As a matter of fact, these four capitals, which are under Iran's influence, are all wrecked. What's more acute than Iran's dominance over those capitals is Iran's approach towards this matter, seeing the state of these capitals and regarding it as boasting occasions. Was this the message given by the Islam Revolution, which happened in 1979, towards the world and Islam world?
We had mentioned it before. It's stated that, due to the regions captured by Iran during their dominance struggle and their activities, it all turned out profitable; however, no one is speaking about how deadly this profit was and how it ultimately destroyed the sympathy towards and positive image directed at Iran.
However, before the anti-revolution process of the Arab Spring began, Iran possessed, more or less, a sympathy throughout the Islam world. When Iran captured the capitals of Iraq, Syria and Yemen at the cost of wrecking them, they had lost the hearts in the Islam world, other than some Shi'ite regions, completely.
This must have turned into an urgent situation for Iranian administrators to ponder on. At this point, Iran cannot convince anyone that they are representing and fortifying a front against the Zionist evil alliance. No Zionist attack until now had inflicted the damage Iran is now inflicting on the integrity, morale and spirit of Islam world.

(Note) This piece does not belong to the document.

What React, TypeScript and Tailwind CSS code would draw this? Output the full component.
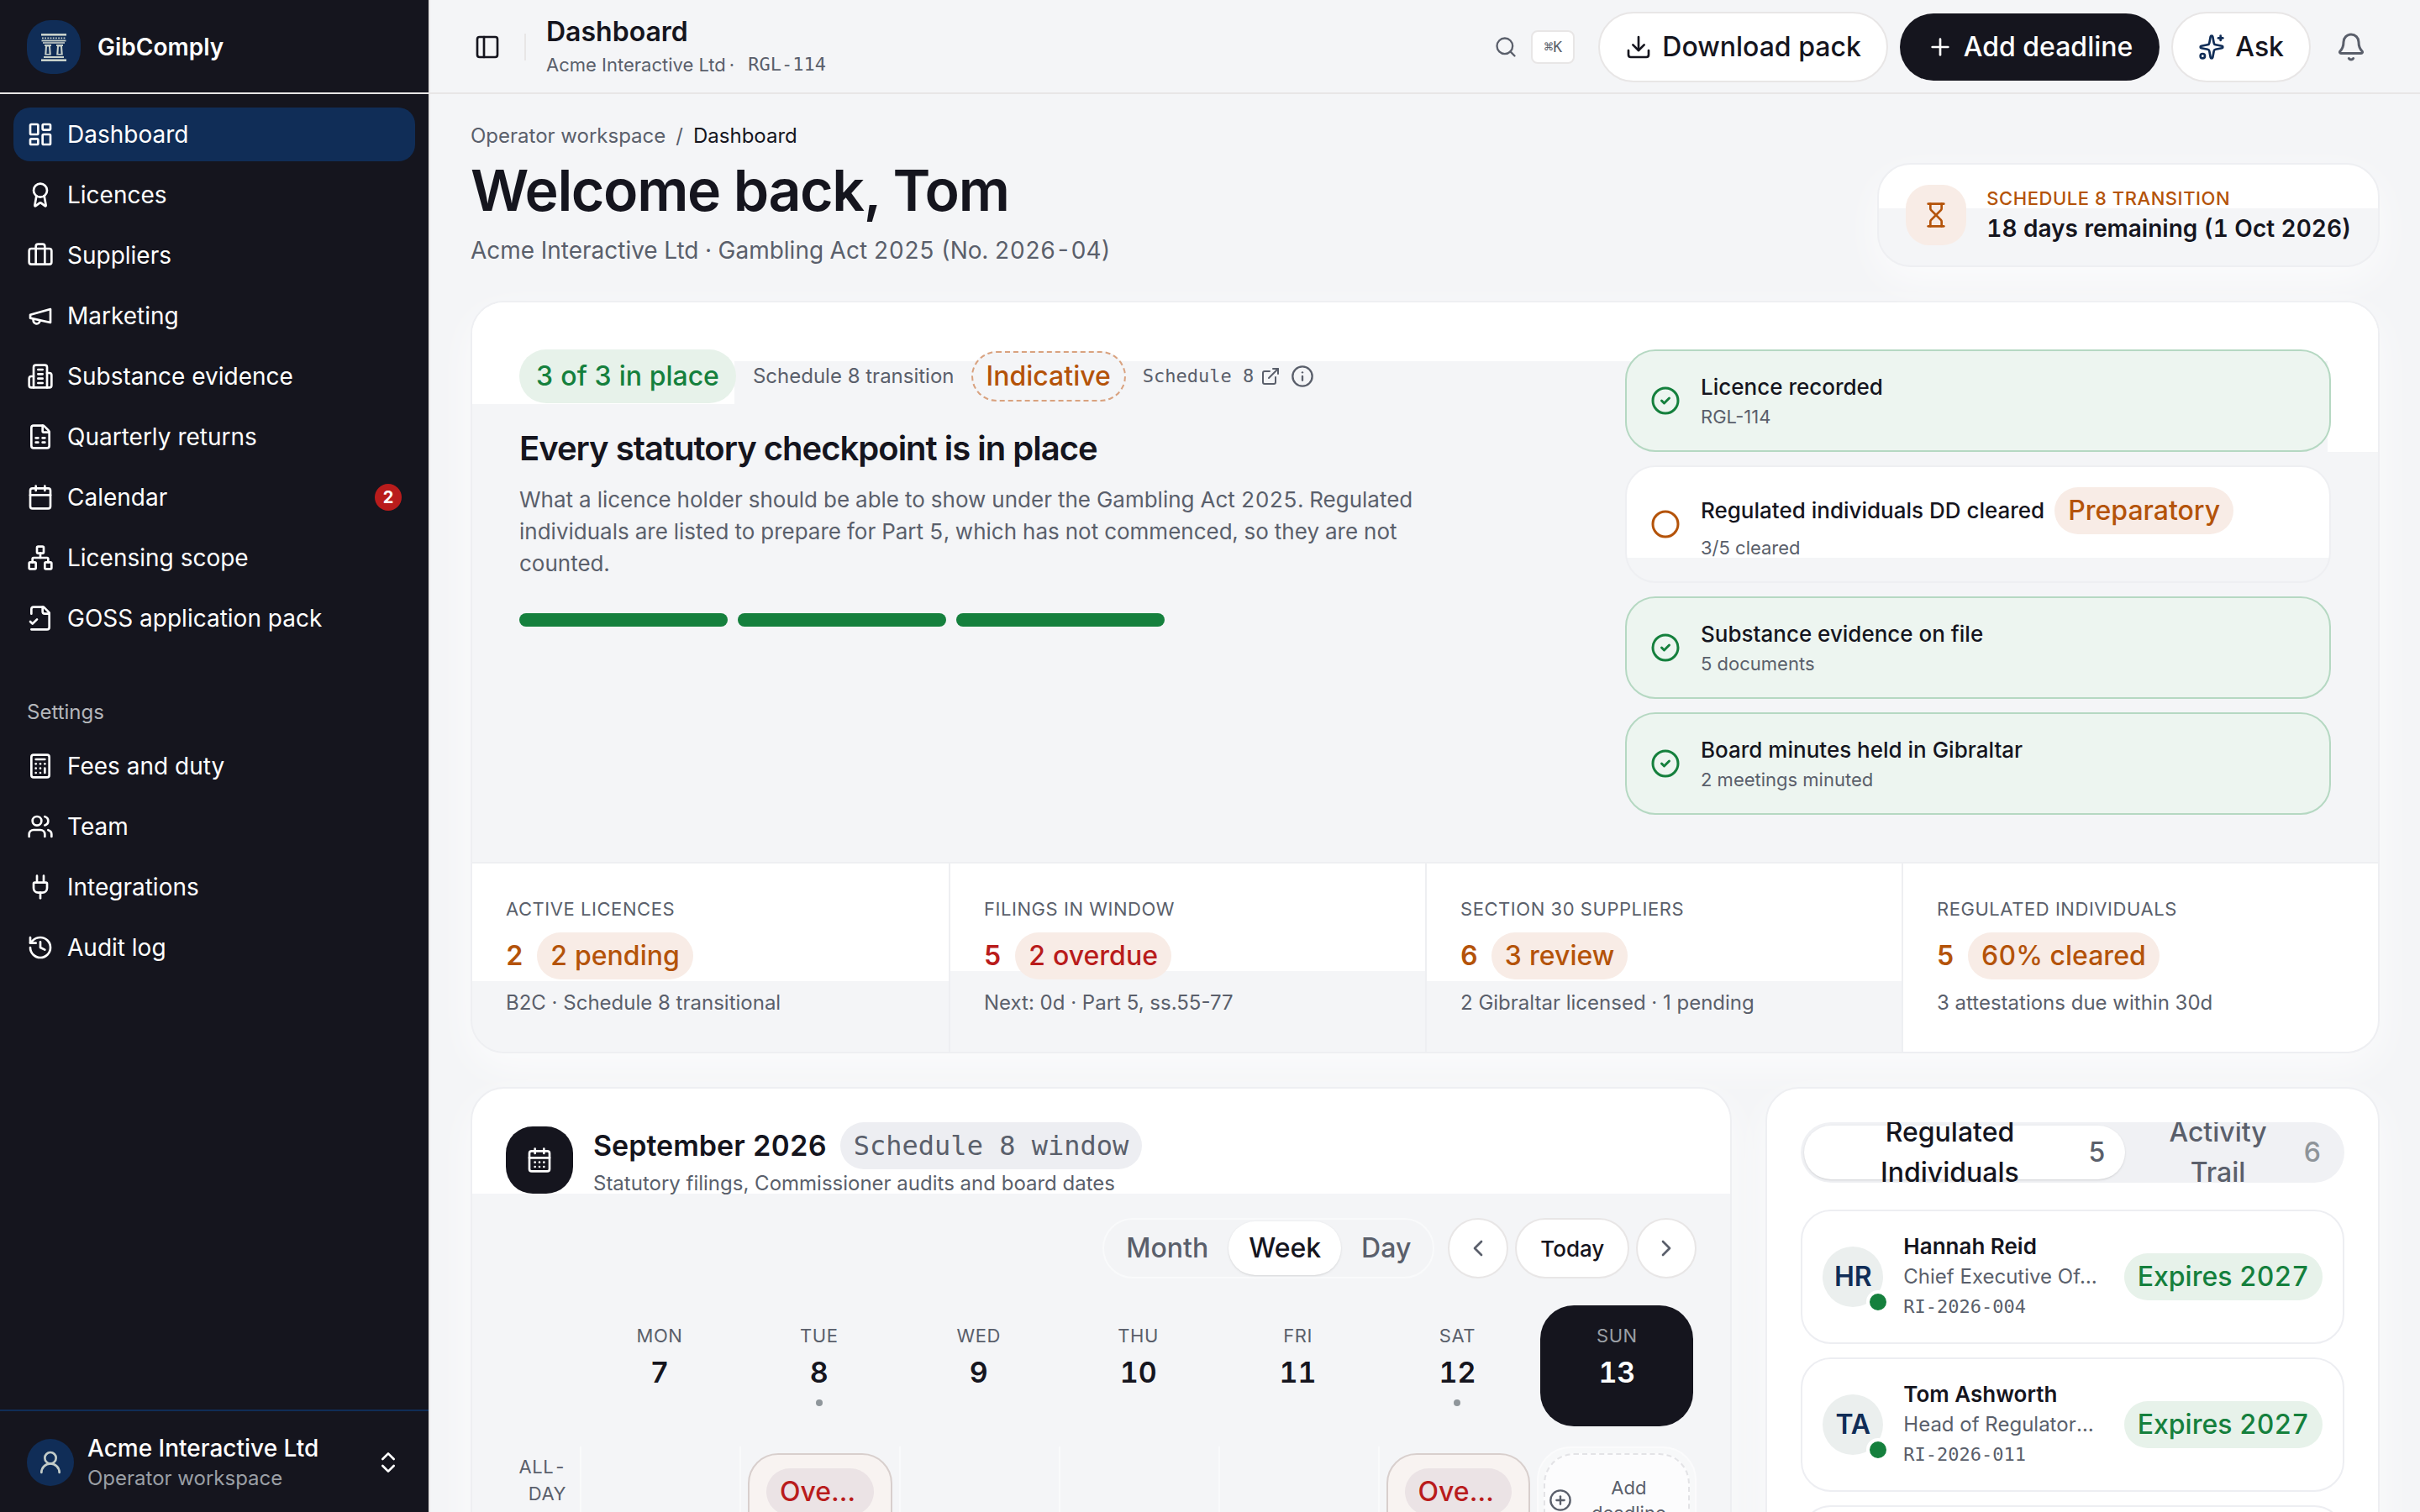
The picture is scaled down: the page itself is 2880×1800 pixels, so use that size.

Turkey never took a sectarian stance against Iran nor their politics in the Middle East. On the contrary, Turkey refused any kind of sect-based tension and conflict since the beginning and even now. When Egypt's Hosni Mubarak, Libya's Gaddafi, Tunisia's Zine El Abidine Ben Ali or Yemen's Abdullah Salih were all being overthrown, Turkey was never carried away with or approached their sorrows by saying “Those are Sunnis!”. In fact, they were all Sunnis; however, this couldn't be of importance, because the sect of a dictator, whose hands are covered in blood, couldn't have any value. Similar to how we don't regard Assad's sect when he is butchering his own nation. The sectarian accusations towards Turkey had started because of Turkey's attitude towards Assad. However, Turkey's attitudes in previous similar cases were discharging these claims.It was expected from Iran, who is in the claim of becoming an Islam Republic, to remember the values of Islam and be loyal to those values even a tiny bit.
As for the intervention in Yemen by the Islam countries led by Saudi Arabia; it should be regarded as a sanction mechanism, since it has been mobilized against a negativity within the Muslim world without needing a foreign intervention.
Where does Sisi stand in the coalition?
It's said that Egypt is also participating in the intervening coalition in Yemen. In other words, the matter of “what will be Egypt's contribution” is a critical question. Sisi's attempts to provide legitimacy to Assad by calling him to the summit in Şarm el şeyh, and, to keep all these initiatives as some kind of a trump card against Gulf countries by meeting with the Houthis and Russia, are all being regarded as developments that shake the trust towards him and thus the matter of his contribution towards the coalition is obscure. The same Sisi gave no visas to the Syria international coalition for the meetings in Cairo, and this had been regarded as an open support towards the Assad regime, which is being regarded as an enemy of coalition forces. Sisi's unreliableness had been registered after this event. Thus, it should be recorded that there is a serious reserve against Egypt's participation in the coalition.